The disadvantage, too, of the deposits mentioned in the plain cylinder is, to a great extent got over in the Cornish boiler, for the bottom, where the deposit chiefly takes place, is the coolest instead of being the hottest part of the heating surface.

But the disadvantage of unequal expansion also exists in this type of boiler, as the internal flue in the Cornish system is the hottest portion of the boiler, and consequently undergoes a greater lengthways expansion than the flues. The result is to bulge out the ends, and when the boiler is out of use, the flue returns to its regular size, and thus has a tendency to work loose from the ends to which it is riveted and if the ends are too rigid to move, a very serious strain comes on the points of the flue.

Even while in use the flue of a Cornish boiler is liable to undergo great changes in temperature, according to the state of the fire; when this latter is very low, or when fresh fuel has been thrown on, the temperature is a minimum and reaches a maximum again when the fresh fuel commences to burn fiercely. This constant expansion and contraction is found in practice to also so weaken the tube that it frequently collapses or is pressed together, resulting in great disaster.

This led to the production and adoption of the—

Lancashire Boiler, contrived to remedy this inconvenience and also to attain a more perfect combustion, the arrangement of the furnaces of which is shown in [fig. 19 and fig. 20].

It will be observed that there are two internal furnaces instead of one, as in the Cornish type. These furnaces are sometimes each continued as a separate flue to the other end of the boiler as shown in the cuts; but as a rule they emerge into one internal flue. They are supposed to be fired alternately, and the smoke and unburned gases issuing from the fresh fuel are ignited in the flue by the hot air proceeding from the other furnace, the fuel in which is in a state of incandescence.
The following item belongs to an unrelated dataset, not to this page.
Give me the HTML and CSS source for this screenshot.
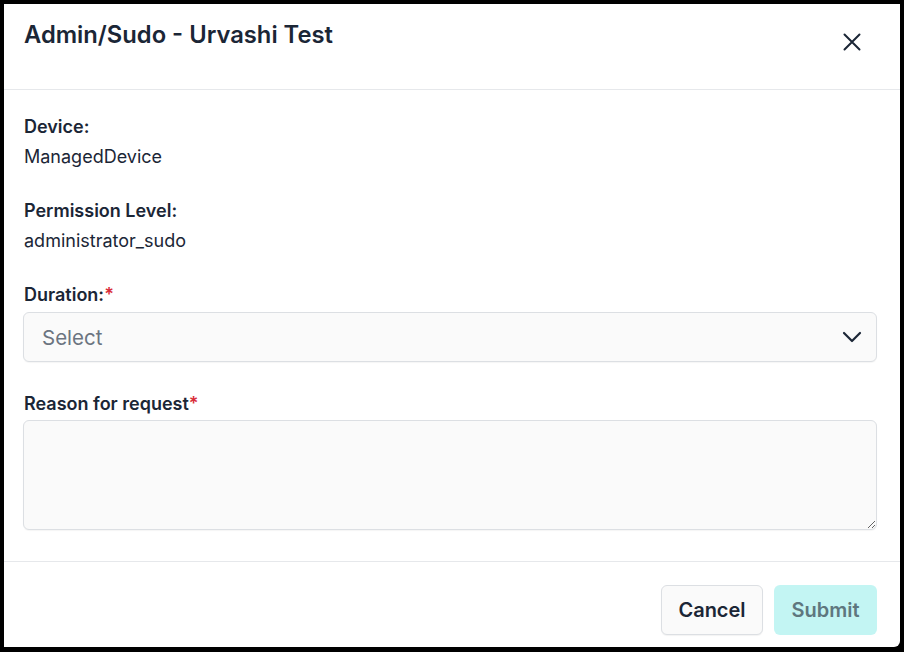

Thus all violent changes in the temperature are avoided, and the waste of fuel due to unburned gases is avoided, if the firing is properly conducted.

LANCASHIRE BOILER—Fig. 18.

The disadvantage of the Lancashire boiler is the difficulty of finding adequate room for the two furnaces without unduly increasing the diameter of the shell. Low furnaces are extremely unfavorable to complete combustion, the comparatively cold crown plates, when they are in contact with the water of the boiler, extinguishing the flames from the fuel, when they are just formed, while the narrow space between the fuel and the crown does not admit the proper quantity of air being supplied above the fuel to complete the combustion of the gases, as they arise.

On the other hand, though this boiler favors the formation of the smoke, it supplies the means of completing the combustion afterwards, as before explained, by means of the hot air from the second furnace.

Fig. 18 (a)

Another disadvantage is the danger of collapsing the internal flue already spoken of; this is remedied by the introduction of what are called the galloway tubes, illustrated in the cut shown on [this page], which is a cross section of the water tubes shown in Figs. [18] and [20].

These tubes not only contribute to strengthen the flues but they add to the heating surface and greatly promote the circulation so important in the water space.

Note.

These descriptions and illustrations of the Lancashire boiler are of general value, owing to the fact that very many exhaustive tests and experiments upon steam economy have been made and permanently recorded in connection with this form of steam generator.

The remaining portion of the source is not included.